The “Prisons Justice Day” digital archive curated by the University of Toronto Libraries brings together a powerful collection of materials documenting the origins and growth of Prisoners’ Justice Day (PJD) across Canada. The material in this archive exposes how resistance to carceral death was theorized and practiced by prisoners from the inside. Through letters, artwork, poetry, posters, and internal newsletters, it explores how imprisoned people organized their demands to be seen as political actors. The materials represent a diversity in tactics, from individual refusals to coordinated collective actions like hunger strikes. It also shows how prisoners strategically leveraged official publications, like Odyssey and Tightwrire, to amplify their messaging. For anyone organizing around PJD today, the archive offers an insight into the first-hand struggles faced by prisoners in some of Canada’s earliest and most violent carceral institutions.
This guide examines the deep connections between abolitionist struggles, Indigenous sovereignty, and anti-colonial resistance in Canada. It provides a curation of readings, films, music, and other media that explore seven key themes: Indigenous legal orders, the imposition of settler law, policing, colonial incarceration, the role of social work in colonial control, feminist and Two-Spirit justice, and visions for Indigenous futures. It is grounded in an explicitly Indigenous perspective and shows how carceral systems perpetuate colonial violence and facilitate land theft. For organizers in Canada, it underscores the need to dismantle colonial structures while looking to Indigenous knowledge as a foundation for care and governance. By situating abolition within the restoration of land, relationships, and community, it broadens the scope of abolitionist thought in practical and transformative ways.
This book documents the everyday labour of abolition through El Jones’s work with incarcerated people in Nova Scotia through calls, workshops, advocacy, court support, and public pressure. It is a record of relationships built under surveillance, across prison walls, and through the phone. Jones focuses on voice as a site of connection and strategy and how poetry, conversation, and repetition become tools for survival and organizing. The book challenges the idea that abolition is abstract or that it is primarily explored within the confines of academic research in universities. Instead, Jones argues that the work is sustained through commitments rooted in collective care. “Intimacy,” Jones writes, “is both my subject and my research method”. Abolitionist Intimacies shows us what it takes to stay in the work when wins are rare, when justice is deferred, and when relationships are the only infrastructure we have. You can read a more in-depth review here.

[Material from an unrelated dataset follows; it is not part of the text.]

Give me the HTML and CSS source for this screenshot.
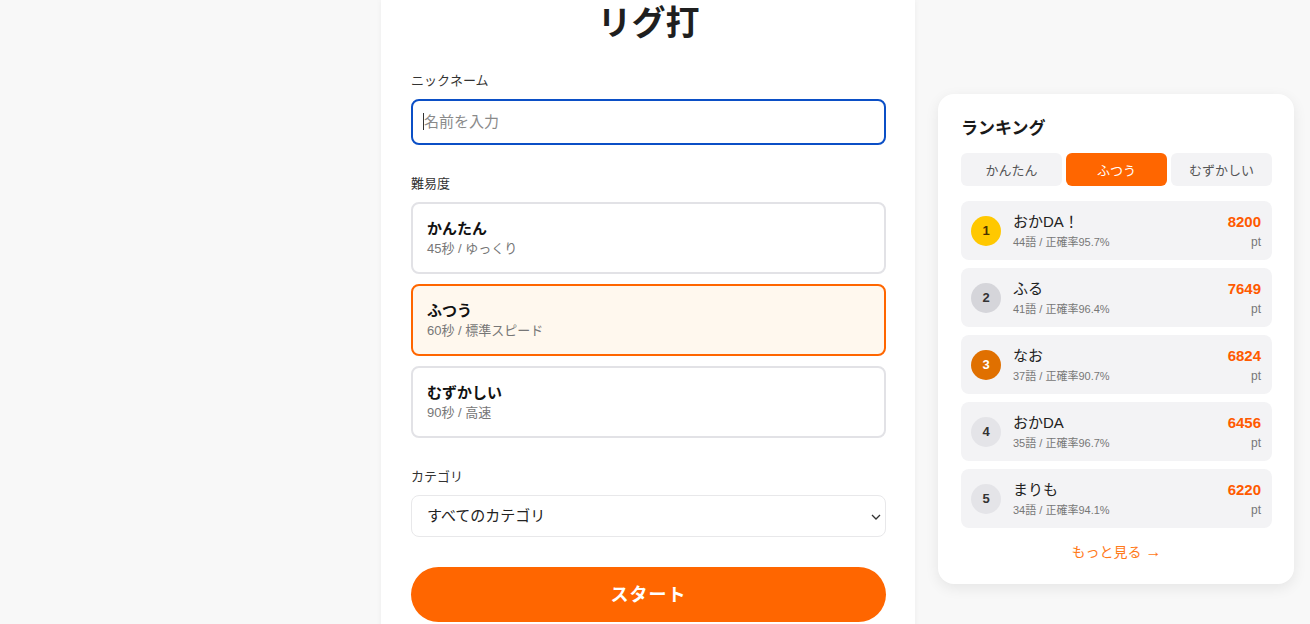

This book tackles a key question often sidestepped in abolitionist discourse: not why, but how to dismantle prisons. Piché and Herzing draw on decades of organizing, from Massachusetts’ closure of youth prisons in the 1970s to campaigns in Ontario and California, to show that abolition is a practical and iterative process. The authors discuss strategies like decarceration, diversion, and defunding, while showing how systems adapt to preserve themselves (e.g. closing one prison only to expand another, or repurposing prison buildings into surveillance-heavy institutions or tourist sites). They analyze how even unsuccessful campaigns lay groundwork for future wins by shifting public discourse and building organizing infrastructure. This book offers concrete examples of how to shrink the carceral footprint and resist reformist traps.
This book draws an urgent connection between reproductive justice and prison abolition. Paynter pushes back against the myth that bodily autonomy is guaranteed in Canada, showing how laws and institutions criminalize pregnancy, substance use, sex work, and even parenting. She documents how the same systems that deny people access to abortion also target them through policing and incarceration, particularly impacting poor, Indigenous, and racialized women and gender-diverse people. Drawing from her work as a nurse and advocate, Paynter recounts stories of abortion access denied due to geography or poverty and of parents separated from their children in prison. Reproductive injustice, she shows, is built into the same structures that incarcerate and punish. Dismantling the prison system also requires dismantling the institutional machinery that polices bodies and care.
[TW: Some of the stories recounted in this book are graphic and may be disturbing for readers]
A World Without Cages is a collection of academic essays that frames immigration detention as a central site of carceral power. Some of the essays specifically situate detention within Canada’s broader carceral state and border regime, showing how detention operates through legal opacity and bureaucratic discretion. The collection traces how Canada’s so-called “administrative” detention system quietly normalizes indefinite imprisonment without charge, trial, or meaningful review for racialized migrants and asylum seekers. Contributors draw from legal scholarship, advocacy, and organizing to argue that immigration detention is not a policy failure but a tool of social sorting and racial governance. The book maps how detention is expanding in Canada through the influx of provincial jail contracts, surveillance technologies, and institutional partnerships. Just last week, a subsidiary of a Canadian security company was cleared to provide hundreds of millions of dollars in “emergency detention” services to ICE. The authors also highlight the importance of tackling this carceral web by centering abolitionist strategies like establishing sanctuary cities and creating mutual aid initiatives that seek to dismantle the various forms of incarceration.
This year, as we witness the machinery of carceral and imperial violence at work in Palestine, Sudan, Congo, and here at home, these texts remind us that resistance must be global and interconnected. This Prisoners’ Justice Day, let us sharpen our commitment to dismantling every system that confines people, from prison walls to militarized borders, and instead build networks of solidarity rooted in our collective liberation.